● **MATERIAL PROVIDED**:
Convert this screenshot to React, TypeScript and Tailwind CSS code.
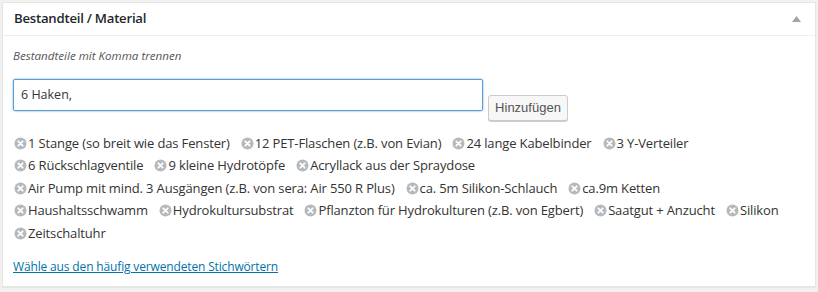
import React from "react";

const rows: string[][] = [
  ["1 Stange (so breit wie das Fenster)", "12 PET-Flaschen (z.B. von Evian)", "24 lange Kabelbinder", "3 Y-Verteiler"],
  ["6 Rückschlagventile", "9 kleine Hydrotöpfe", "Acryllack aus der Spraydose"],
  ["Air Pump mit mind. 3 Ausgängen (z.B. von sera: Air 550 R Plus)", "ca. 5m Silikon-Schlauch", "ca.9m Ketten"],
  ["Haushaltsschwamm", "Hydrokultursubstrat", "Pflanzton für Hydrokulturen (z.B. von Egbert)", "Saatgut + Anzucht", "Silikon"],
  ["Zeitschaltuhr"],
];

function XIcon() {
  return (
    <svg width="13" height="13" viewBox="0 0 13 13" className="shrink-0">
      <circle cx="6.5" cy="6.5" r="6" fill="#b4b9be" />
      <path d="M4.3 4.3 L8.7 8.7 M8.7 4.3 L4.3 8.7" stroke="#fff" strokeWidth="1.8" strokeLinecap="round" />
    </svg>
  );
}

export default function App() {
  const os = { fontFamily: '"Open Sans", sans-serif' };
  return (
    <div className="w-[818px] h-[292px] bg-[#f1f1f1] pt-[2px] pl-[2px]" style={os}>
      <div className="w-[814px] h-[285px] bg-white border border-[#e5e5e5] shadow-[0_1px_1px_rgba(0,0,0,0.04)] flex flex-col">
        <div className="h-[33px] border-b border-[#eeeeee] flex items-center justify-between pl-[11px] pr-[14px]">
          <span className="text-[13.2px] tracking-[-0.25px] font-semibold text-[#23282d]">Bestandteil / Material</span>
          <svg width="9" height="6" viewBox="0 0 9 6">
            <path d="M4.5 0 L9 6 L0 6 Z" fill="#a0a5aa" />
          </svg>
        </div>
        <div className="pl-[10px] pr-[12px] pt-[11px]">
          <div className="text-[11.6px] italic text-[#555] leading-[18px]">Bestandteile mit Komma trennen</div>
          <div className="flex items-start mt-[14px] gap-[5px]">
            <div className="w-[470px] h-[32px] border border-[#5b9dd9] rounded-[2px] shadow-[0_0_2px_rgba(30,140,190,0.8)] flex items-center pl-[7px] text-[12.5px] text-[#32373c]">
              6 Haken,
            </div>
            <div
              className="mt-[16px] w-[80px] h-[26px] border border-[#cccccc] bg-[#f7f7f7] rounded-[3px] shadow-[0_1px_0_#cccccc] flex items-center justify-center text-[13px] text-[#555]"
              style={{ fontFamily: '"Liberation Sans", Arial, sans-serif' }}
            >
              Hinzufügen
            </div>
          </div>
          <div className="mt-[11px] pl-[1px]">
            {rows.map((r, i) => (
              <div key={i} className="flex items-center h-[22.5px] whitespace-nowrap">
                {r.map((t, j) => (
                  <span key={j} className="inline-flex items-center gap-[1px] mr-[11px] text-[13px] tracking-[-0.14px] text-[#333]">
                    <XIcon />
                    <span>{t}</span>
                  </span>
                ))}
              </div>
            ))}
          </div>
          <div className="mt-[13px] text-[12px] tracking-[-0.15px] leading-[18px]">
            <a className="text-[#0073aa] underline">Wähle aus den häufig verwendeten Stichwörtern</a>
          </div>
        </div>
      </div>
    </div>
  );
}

● **WHAT YOU NEED TO DO**: Quote the data above in full and without alteration; skip the pictures.

● **TASK SOLUTION**:
Convert this screenshot to React, TypeScript and Tailwind CSS code.
import React from "react";

const rows: string[][] = [
  ["1 Stange (so breit wie das Fenster)", "12 PET-Flaschen (z.B. von Evian)", "24 lange Kabelbinder", "3 Y-Verteiler"],
  ["6 Rückschlagventile", "9 kleine Hydrotöpfe", "Acryllack aus der Spraydose"],
  ["Air Pump mit mind. 3 Ausgängen (z.B. von sera: Air 550 R Plus)", "ca. 5m Silikon-Schlauch", "ca.9m Ketten"],
  ["Haushaltsschwamm", "Hydrokultursubstrat", "Pflanzton für Hydrokulturen (z.B. von Egbert)", "Saatgut + Anzucht", "Silikon"],
  ["Zeitschaltuhr"],
];

function XIcon() {
  return (
    <svg width="13" height="13" viewBox="0 0 13 13" className="shrink-0">
      <circle cx="6.5" cy="6.5" r="6" fill="#b4b9be" />
      <path d="M4.3 4.3 L8.7 8.7 M8.7 4.3 L4.3 8.7" stroke="#fff" strokeWidth="1.8" strokeLinecap="round" />
    </svg>
  );
}

export default function App() {
  const os = { fontFamily: '"Open Sans", sans-serif' };
  return (
    <div className="w-[818px] h-[292px] bg-[#f1f1f1] pt-[2px] pl-[2px]" style={os}>
      <div className="w-[814px] h-[285px] bg-white border border-[#e5e5e5] shadow-[0_1px_1px_rgba(0,0,0,0.04)] flex flex-col">
        <div className="h-[33px] border-b border-[#eeeeee] flex items-center justify-between pl-[11px] pr-[14px]">
          <span className="text-[13.2px] tracking-[-0.25px] font-semibold text-[#23282d]">Bestandteil / Material</span>
          <svg width="9" height="6" viewBox="0 0 9 6">
            <path d="M4.5 0 L9 6 L0 6 Z" fill="#a0a5aa" />
          </svg>
        </div>
        <div className="pl-[10px] pr-[12px] pt-[11px]">
          <div className="text-[11.6px] italic text-[#555] leading-[18px]">Bestandteile mit Komma trennen</div>
          <div className="flex items-start mt-[14px] gap-[5px]">
            <div className="w-[470px] h-[32px] border border-[#5b9dd9] rounded-[2px] shadow-[0_0_2px_rgba(30,140,190,0.8)] flex items-center pl-[7px] text-[12.5px] text-[#32373c]">
              6 Haken,
            </div>
            <div
              className="mt-[16px] w-[80px] h-[26px] border border-[#cccccc] bg-[#f7f7f7] rounded-[3px] shadow-[0_1px_0_#cccccc] flex items-center justify-center text-[13px] text-[#555]"
              style={{ fontFamily: '"Liberation Sans", Arial, sans-serif' }}
            >
              Hinzufügen
            </div>
          </div>
          <div className="mt-[11px] pl-[1px]">
            {rows.map((r, i) => (
              <div key={i} className="flex items-center h-[22.5px] whitespace-nowrap">
                {r.map((t, j) => (
                  <span key={j} className="inline-flex items-center gap-[1px] mr-[11px] text-[13px] tracking-[-0.14px] text-[#333]">
                    <XIcon />
                    <span>{t}</span>
                  </span>
                ))}
              </div>
            ))}
          </div>
          <div className="mt-[13px] text-[12px] tracking-[-0.15px] leading-[18px]">
            <a className="text-[#0073aa] underline">Wähle aus den häufig verwendeten Stichwörtern</a>
          </div>
        </div>
      </div>
    </div>
  );
}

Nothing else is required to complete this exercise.